Last fall I purchased an app for my Nook based on a book by Sarah Young entitled "Jesus Calling" and I highly recommend it to anyone who is interested in improving their relationship with the Lord. I also need to thank Tina (you know who you are) for turning me onto this book/app. Because I don't want to have to look up the scriptures referenced at the bottom of each day's entry I like the app because it goes beyond citing the scripture reference, it prints the entire reference out for me. This way I can avoid the confusion of having 2 books in front of me and, if I want to go deeper into the scriptures I can pull out my bible and research further or use one of the bibles on my Nook. I don't know if this is an ADD thing or simple laziness. Don't care.

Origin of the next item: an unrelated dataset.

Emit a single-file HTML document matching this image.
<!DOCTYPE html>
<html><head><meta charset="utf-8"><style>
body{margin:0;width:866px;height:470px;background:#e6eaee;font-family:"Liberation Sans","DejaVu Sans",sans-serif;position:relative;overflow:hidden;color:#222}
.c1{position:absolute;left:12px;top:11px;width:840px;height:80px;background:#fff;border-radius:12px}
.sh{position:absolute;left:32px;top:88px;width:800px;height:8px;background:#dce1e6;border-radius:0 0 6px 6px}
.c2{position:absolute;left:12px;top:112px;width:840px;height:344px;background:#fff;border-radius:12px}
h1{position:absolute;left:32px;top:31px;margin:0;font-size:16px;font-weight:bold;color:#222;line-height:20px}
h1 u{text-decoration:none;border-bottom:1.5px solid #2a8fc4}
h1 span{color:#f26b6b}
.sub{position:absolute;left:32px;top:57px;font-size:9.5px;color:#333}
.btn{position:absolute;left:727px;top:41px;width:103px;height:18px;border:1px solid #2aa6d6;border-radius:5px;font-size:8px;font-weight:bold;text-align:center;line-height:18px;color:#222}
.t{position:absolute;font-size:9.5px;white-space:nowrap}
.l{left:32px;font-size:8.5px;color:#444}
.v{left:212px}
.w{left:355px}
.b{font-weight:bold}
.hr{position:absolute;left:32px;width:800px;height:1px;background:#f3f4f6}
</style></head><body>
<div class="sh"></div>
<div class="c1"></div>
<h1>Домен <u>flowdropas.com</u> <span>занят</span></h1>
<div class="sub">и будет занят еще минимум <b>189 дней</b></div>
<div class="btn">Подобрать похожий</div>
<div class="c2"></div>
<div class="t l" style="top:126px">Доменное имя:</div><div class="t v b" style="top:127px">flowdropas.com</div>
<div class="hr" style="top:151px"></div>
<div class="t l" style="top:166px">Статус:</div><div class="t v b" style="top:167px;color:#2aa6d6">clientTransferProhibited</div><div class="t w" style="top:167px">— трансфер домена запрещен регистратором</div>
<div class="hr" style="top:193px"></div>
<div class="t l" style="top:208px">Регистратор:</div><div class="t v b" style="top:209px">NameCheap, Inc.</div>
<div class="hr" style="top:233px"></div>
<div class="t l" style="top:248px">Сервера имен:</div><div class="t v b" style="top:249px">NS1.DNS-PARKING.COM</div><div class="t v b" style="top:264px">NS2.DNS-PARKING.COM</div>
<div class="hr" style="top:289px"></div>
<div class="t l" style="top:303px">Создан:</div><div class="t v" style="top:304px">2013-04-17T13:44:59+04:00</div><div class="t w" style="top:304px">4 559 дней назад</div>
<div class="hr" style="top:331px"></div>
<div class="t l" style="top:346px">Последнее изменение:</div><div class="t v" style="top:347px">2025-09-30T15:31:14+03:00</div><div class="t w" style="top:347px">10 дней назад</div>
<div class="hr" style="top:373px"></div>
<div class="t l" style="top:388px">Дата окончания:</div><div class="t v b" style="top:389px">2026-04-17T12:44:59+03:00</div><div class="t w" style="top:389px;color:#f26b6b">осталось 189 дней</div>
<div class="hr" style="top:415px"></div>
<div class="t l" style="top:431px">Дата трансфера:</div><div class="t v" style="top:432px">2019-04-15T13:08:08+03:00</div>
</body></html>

What I DO care about is how this simple app/book has completely overhauled my relationship with the Lord! Prior to Jesus Calling I had many daily devotionals by noted Christian scholars and ministers but if I looked at them once a month I was doing good. Jesus Calling brings about an intimacy with the Lord I never had or even knew I could have.
This past week I've been struggling with "growing up" and all that implies. I wanted to no longer make decisions for and about my life. I wanted someone else to do it. It was overwhelming me. I even read Jesus Calling and somehow that didn't work, or so I thought. I IS VERY SCARY to completely place your life in God's hands and not try to control circumstances. I often feel like that lady in the life alert commercial.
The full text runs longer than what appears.